COLLECTED DATA:
^^^^

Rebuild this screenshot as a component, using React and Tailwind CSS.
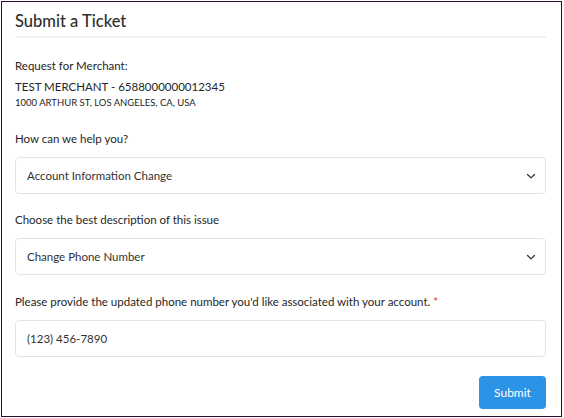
import React from 'react';

const Chevron = () => (
  <svg width="10" height="10" viewBox="0 0 16 16" fill="none" stroke="#343a40" strokeWidth="2.2" strokeLinecap="round" strokeLinejoin="round">
    <path d="M2.5 5.5l5.5 5.5 5.5-5.5" />
  </svg>
);

const SelectBox = ({ value }) => (
  <div className="h-[37px] pl-[11px] pr-[9px] flex items-center justify-between border border-[#e3e3e3] rounded-[4px] bg-white text-[11.5px] text-[#333]">
    <span>{value}</span>
    <Chevron />
  </div>
);

export default function App() {
  return (
    <div className="w-[564px] h-[418px] bg-white pl-px pt-px" style={{ fontFamily: 'Lato, "Noto Sans", sans-serif' }}>
      <div className="w-[561px] h-[416px] border border-[#2b0d2d] pl-[13px] pr-[15px] text-[#262626]">
        <h1 className="pt-[9px] pb-[5px] text-[16.5px] leading-[20px] font-medium text-[#2e2e2e] border-b-2 border-[#f0f0f0]">Submit a Ticket</h1>

        <p className="mt-[20px] text-[11.5px] leading-[16px]">Request for Merchant:</p>
        <p className="mt-[5px] text-[11.5px] leading-[16px]">TEST MERCHANT - 6588000000012345</p>
        <p className="mt-px text-[9.5px] leading-[14px]">1000 ARTHUR ST, LOS ANGELES, CA, USA</p>

        <p className="mt-[21px] mb-[10px] text-[11.5px] leading-[16px]">How can we help you?</p>
        <SelectBox value="Account Information Change" />

        <p className="mt-[18px] mb-[10px] text-[11.5px] leading-[16px]">Choose the best description of this issue</p>
        <SelectBox value="Change Phone Number" />

        <p className="mt-[19px] mb-[10px] text-[11.5px] leading-[16px]">
          Please provide the updated phone number you'd like associated with your account. <span className="text-[#e53935]">*</span>
        </p>
        <div className="h-[37px] px-[11px] flex items-center border border-[#e3e3e3] rounded-[4px] text-[11.5px] text-[#333]">(123) 456-7890</div>

        <div className="mt-[19px] flex justify-end">
          <button className="w-[67px] h-[33px] rounded-[4px] bg-[#2b94e6] text-white text-[12px]">Submit</button>
        </div>
      </div>
    </div>
  );
}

^^^^

WHAT IS REQUIRED:
Locate the lines above that hold the word "this". Show every one of them.

RIGHT ANSWER:
Rebuild this screenshot as a component, using React and Tailwind CSS.
        <p className="mt-[18px] mb-[10px] text-[11.5px] leading-[16px]">Choose the best description of this issue</p>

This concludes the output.